Machine-readability: what's good and what's not

Check this out — there are real CSV endpoints (see env.go.jp and mhlw.go.jp links). That's good! But:

  • Encoding inconsistency: many files still use Shift_JIS or unknown encodings. That breaks simple curl|csvkit workflows.
  • Missing metadata: CSVs often lack schema, license, update timestamp, or primary-key hints. 要するに、データの使い方が分からないんですよ。
  • PDF vs CSV: some agencies publish PDFs for reports while raw numbers exist elsewhere. PDFs = pain for coders.

APIs: presence and quality

  • e-Stat historically offers an API for official statistics — great. But not every dataset is exposed via API.
  • Japan Dashboard focuses on visualization, not universal API access. Visualization-first is fine, but we need API-first for reuse.
  • Some municipal services use third-party platforms (e.g., pf489.com).
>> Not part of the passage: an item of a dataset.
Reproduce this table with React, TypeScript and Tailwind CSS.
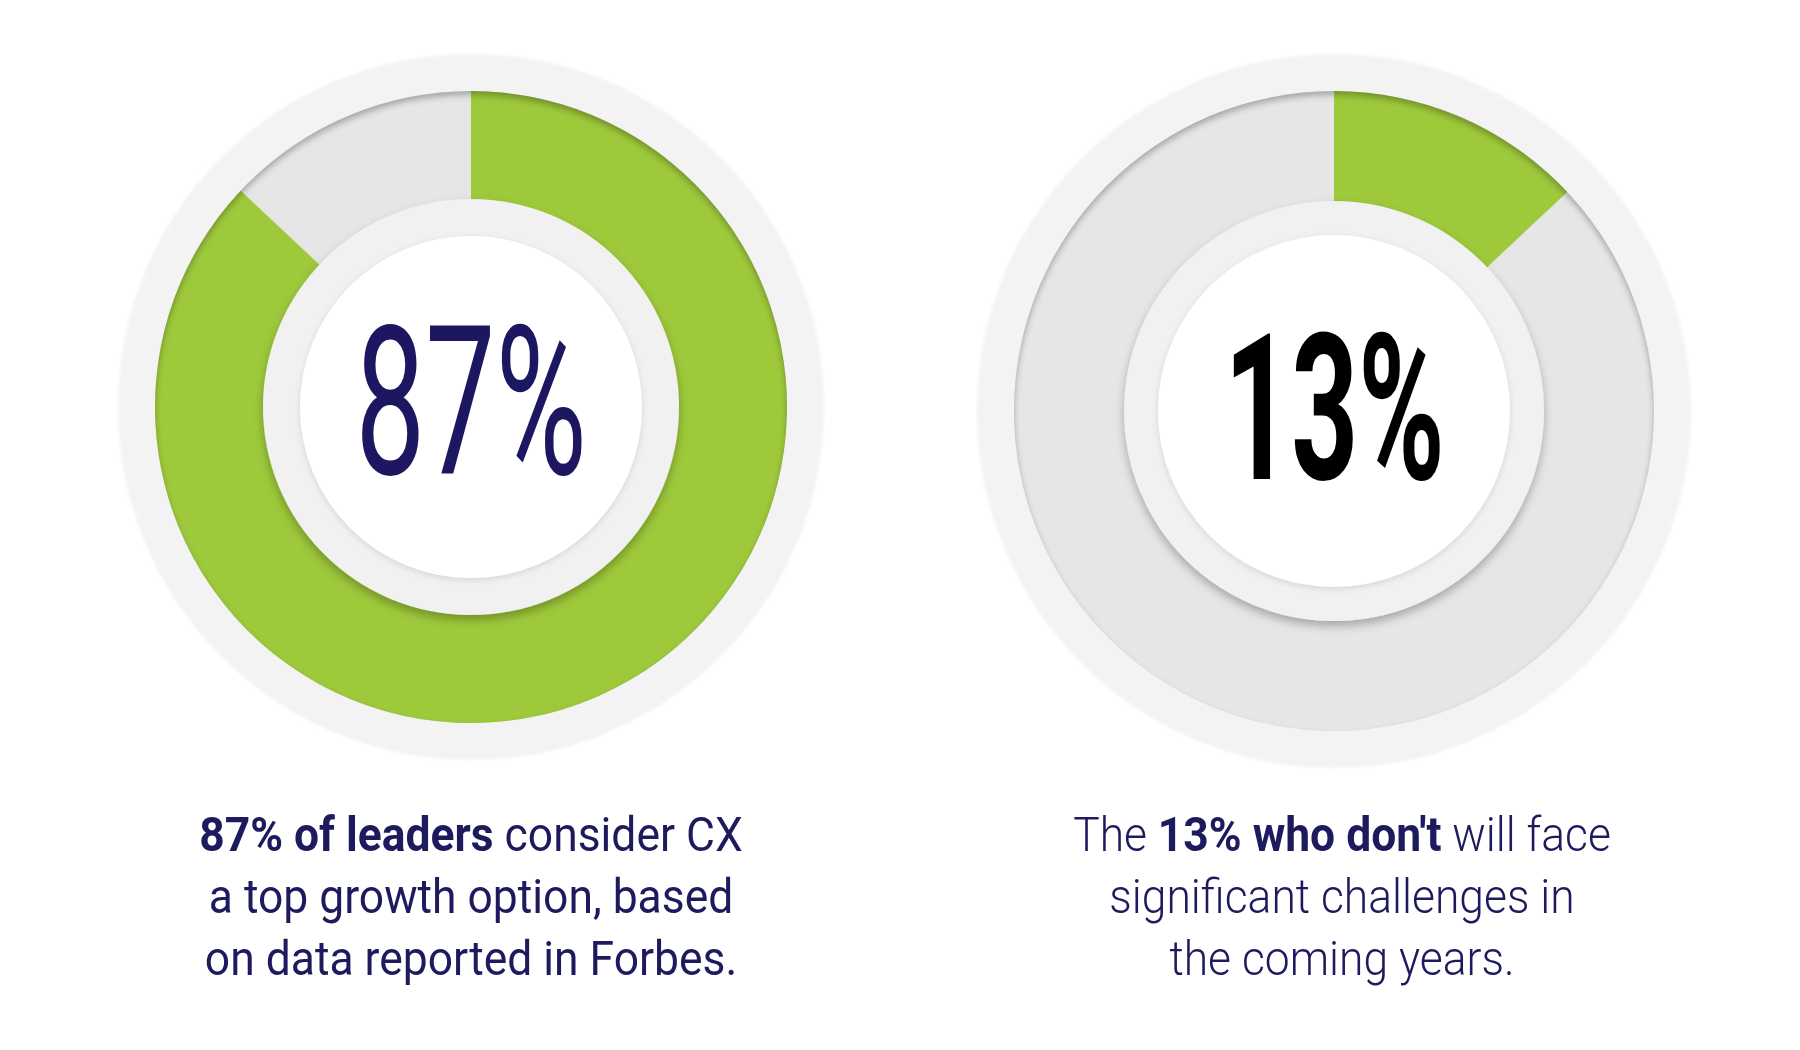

That speeds rollout but creates operational opacity and integration friction.

Data quality and policy gaps

  • Policy targets are published on portals, but linking goals to time-series data is spotty. That makes verifying progress hard.
  • Example: digital.go.jp promotes visualization and reuse, yet many datasets lack machine-readable date fields or consistent identifiers — so measuring achievement against targets requires fragile ETL.

Concrete technical examples

Here is a compact Python snippet to robustly ingest a government CSV that might be Shift_JIS or UTF-8:

import requests

import chardet

import pandas as pd

url = 'https://www.mhlw.go.jp/content/001170005.csv'

r = requests.get(url)

r.encoding = chardet.detect(r.content)['encoding'] or 'utf-8'

from io import StringIO

df = pd.read_csv(StringIO(r.text))

normalize column names

df.columns = df.columns.str.strip().str.lower().str.replace(' ', '_')

print(df.head())

Engineer tip: wrap this in a retryable downloader, validate with a JSON Schema or pandas dtype map, and emit provenance metadata (source URL, fetched_at, encoding).

Suggested improvements (actionable)

  • Catalog & metadata: publish a DCAT/JSON-LD catalog for each ministry (machine-discoverable dataset list, license, schema link).
  • Standard encodings: require UTF-8 for all machine-readable files; provide explicit Content-Type + charset headers.
  • Schema-first APIs: define JSON Schema / OpenAPI for each dataset, support bulk download and paginated API.
  • Reference implementations: provide a GitHub org with sample ingest scripts, data package examples, and reproducible notebooks.
  • Municipal integration: encourage vendors (like pf489) to expose standardized APIs and privacy-compliant audit logs.

まとめ

Japan's public data ecosystem has matured — dashboards and CSVs are out there — but usability for engineers is inconsistent. Fixes are straightforward: standardize metadata, force UTF-8, publish schemas and stable APIs, and ship reference code. That turns policy promises into verifiable outcomes.

おかむーから一言

Tech can make government measurable and improvable — but only if the data speaks the same language as developers. Let's stop publishing mystery CSVs and start shipping APIs and schemas that people can actually use!